**Directions for this task**:
Pick out every line with the word "React" and copy it.

[BEGIN]

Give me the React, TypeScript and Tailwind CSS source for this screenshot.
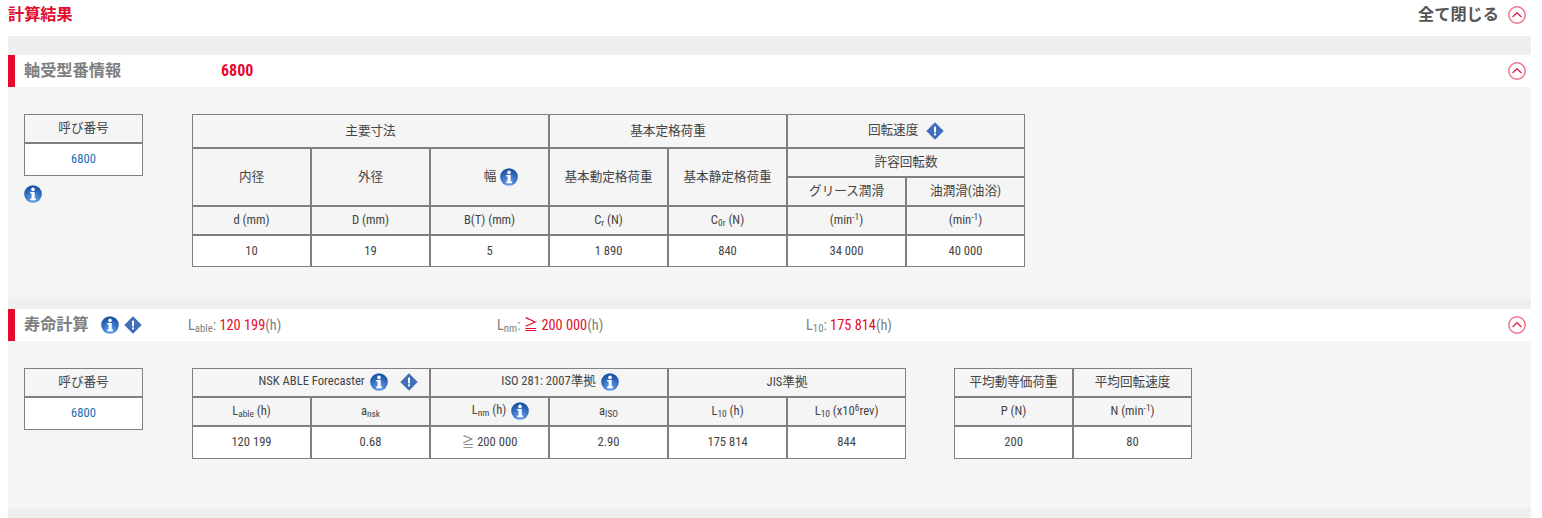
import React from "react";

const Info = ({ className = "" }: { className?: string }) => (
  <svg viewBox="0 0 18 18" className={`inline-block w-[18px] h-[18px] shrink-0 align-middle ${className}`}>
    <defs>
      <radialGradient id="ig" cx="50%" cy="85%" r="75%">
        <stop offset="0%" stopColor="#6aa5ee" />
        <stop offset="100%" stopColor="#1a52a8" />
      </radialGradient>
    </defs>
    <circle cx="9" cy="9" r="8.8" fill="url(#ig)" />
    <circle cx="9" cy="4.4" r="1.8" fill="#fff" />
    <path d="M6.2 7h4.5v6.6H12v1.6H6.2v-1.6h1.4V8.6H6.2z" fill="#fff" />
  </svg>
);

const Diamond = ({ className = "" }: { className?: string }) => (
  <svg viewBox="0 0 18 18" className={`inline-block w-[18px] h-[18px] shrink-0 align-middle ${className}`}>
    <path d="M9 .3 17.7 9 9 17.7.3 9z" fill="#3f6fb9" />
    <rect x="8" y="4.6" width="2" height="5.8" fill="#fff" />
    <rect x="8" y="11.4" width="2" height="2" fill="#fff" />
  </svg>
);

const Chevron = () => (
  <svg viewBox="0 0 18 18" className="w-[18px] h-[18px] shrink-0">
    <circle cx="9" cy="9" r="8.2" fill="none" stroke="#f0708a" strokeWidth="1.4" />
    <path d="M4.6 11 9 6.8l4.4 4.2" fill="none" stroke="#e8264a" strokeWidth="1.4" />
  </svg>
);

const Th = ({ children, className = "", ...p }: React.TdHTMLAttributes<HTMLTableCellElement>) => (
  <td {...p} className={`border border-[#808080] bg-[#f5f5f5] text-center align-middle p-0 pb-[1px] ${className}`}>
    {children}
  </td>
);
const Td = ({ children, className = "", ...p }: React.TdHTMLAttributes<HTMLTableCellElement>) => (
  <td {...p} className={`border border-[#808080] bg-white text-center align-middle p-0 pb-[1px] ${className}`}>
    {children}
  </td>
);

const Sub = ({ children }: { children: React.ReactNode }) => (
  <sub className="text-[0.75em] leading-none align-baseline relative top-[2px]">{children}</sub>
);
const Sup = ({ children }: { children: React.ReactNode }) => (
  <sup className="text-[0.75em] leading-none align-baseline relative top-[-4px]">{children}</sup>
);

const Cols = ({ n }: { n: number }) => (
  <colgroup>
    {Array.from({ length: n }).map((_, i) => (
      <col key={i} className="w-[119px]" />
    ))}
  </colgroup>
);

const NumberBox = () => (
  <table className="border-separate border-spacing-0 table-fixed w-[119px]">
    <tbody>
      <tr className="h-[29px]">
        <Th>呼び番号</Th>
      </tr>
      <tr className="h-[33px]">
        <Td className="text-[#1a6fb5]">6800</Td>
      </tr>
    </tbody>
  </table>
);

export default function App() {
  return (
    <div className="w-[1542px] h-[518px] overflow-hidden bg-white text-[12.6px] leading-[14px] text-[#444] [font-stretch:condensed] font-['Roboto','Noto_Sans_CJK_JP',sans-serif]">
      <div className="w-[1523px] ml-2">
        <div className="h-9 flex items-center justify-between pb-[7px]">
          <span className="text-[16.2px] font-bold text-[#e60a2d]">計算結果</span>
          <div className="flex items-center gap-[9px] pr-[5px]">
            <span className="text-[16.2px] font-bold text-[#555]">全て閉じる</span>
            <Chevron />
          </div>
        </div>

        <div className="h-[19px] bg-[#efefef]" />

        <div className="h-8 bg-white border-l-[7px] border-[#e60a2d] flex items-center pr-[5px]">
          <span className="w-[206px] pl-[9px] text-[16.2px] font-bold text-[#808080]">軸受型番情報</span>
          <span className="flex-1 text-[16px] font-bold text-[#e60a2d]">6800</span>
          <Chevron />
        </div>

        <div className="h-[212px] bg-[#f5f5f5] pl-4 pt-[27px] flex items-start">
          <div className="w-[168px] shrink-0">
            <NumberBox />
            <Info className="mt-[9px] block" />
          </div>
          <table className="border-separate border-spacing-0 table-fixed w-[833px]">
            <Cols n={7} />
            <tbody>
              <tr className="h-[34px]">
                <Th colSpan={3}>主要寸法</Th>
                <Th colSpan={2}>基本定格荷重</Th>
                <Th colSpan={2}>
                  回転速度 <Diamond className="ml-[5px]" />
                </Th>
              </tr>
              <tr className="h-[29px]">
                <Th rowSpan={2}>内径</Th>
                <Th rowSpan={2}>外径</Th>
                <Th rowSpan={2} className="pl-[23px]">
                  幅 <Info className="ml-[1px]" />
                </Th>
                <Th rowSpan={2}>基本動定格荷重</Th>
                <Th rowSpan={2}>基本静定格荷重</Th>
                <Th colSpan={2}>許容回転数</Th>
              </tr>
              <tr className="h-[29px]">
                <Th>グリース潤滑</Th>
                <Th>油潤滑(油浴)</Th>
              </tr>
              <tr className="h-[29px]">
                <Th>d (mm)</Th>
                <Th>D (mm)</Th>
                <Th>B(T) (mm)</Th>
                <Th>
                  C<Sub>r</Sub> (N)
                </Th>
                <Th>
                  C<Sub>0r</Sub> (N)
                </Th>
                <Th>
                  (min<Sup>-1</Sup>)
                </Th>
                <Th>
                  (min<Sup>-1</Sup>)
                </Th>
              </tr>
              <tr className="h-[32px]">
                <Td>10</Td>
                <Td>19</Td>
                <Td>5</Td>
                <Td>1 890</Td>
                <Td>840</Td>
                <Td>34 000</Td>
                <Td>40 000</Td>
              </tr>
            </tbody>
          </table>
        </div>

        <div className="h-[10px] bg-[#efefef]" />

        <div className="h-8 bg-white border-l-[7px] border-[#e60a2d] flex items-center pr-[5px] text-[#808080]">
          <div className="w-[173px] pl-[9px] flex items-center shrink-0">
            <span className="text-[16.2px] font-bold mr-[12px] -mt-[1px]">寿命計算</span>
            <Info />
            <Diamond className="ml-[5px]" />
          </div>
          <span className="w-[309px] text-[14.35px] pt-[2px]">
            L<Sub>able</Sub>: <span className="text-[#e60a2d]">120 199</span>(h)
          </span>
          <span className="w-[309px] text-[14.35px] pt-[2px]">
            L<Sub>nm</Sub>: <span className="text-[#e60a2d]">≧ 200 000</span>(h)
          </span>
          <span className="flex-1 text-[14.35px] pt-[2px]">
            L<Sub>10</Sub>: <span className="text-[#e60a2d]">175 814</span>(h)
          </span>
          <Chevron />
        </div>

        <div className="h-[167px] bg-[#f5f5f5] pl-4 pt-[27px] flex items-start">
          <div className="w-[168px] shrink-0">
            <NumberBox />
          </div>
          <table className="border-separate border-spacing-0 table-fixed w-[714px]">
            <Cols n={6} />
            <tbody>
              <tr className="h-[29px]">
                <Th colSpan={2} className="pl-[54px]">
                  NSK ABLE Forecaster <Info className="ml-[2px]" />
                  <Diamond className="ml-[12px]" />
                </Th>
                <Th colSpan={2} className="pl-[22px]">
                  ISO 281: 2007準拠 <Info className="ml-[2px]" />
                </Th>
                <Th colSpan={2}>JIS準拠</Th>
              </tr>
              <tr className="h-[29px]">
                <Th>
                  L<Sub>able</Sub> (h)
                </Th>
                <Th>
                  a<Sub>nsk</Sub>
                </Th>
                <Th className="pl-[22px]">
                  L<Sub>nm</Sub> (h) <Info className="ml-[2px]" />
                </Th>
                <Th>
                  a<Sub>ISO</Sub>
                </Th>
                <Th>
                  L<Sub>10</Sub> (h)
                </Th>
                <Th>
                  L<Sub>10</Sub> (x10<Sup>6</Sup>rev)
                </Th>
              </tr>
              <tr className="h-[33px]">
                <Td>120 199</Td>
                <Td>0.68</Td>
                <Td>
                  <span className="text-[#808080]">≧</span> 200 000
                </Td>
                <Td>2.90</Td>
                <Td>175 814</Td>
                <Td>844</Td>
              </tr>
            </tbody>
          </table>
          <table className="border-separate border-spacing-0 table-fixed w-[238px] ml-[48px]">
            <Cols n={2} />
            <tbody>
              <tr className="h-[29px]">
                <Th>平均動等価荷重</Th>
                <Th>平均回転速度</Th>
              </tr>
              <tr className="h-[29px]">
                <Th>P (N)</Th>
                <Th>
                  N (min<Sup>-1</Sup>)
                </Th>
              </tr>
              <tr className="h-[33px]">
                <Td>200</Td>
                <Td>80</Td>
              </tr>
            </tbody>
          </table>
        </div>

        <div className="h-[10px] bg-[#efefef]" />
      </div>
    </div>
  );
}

[END]

**Written solution**:
Give me the React, TypeScript and Tailwind CSS source for this screenshot.
import React from "react";
const Th = ({ children, className = "", ...p }: React.TdHTMLAttributes<HTMLTableCellElement>) => (
const Td = ({ children, className = "", ...p }: React.TdHTMLAttributes<HTMLTableCellElement>) => (
const Sub = ({ children }: { children: React.ReactNode }) => (
const Sup = ({ children }: { children: React.ReactNode }) => (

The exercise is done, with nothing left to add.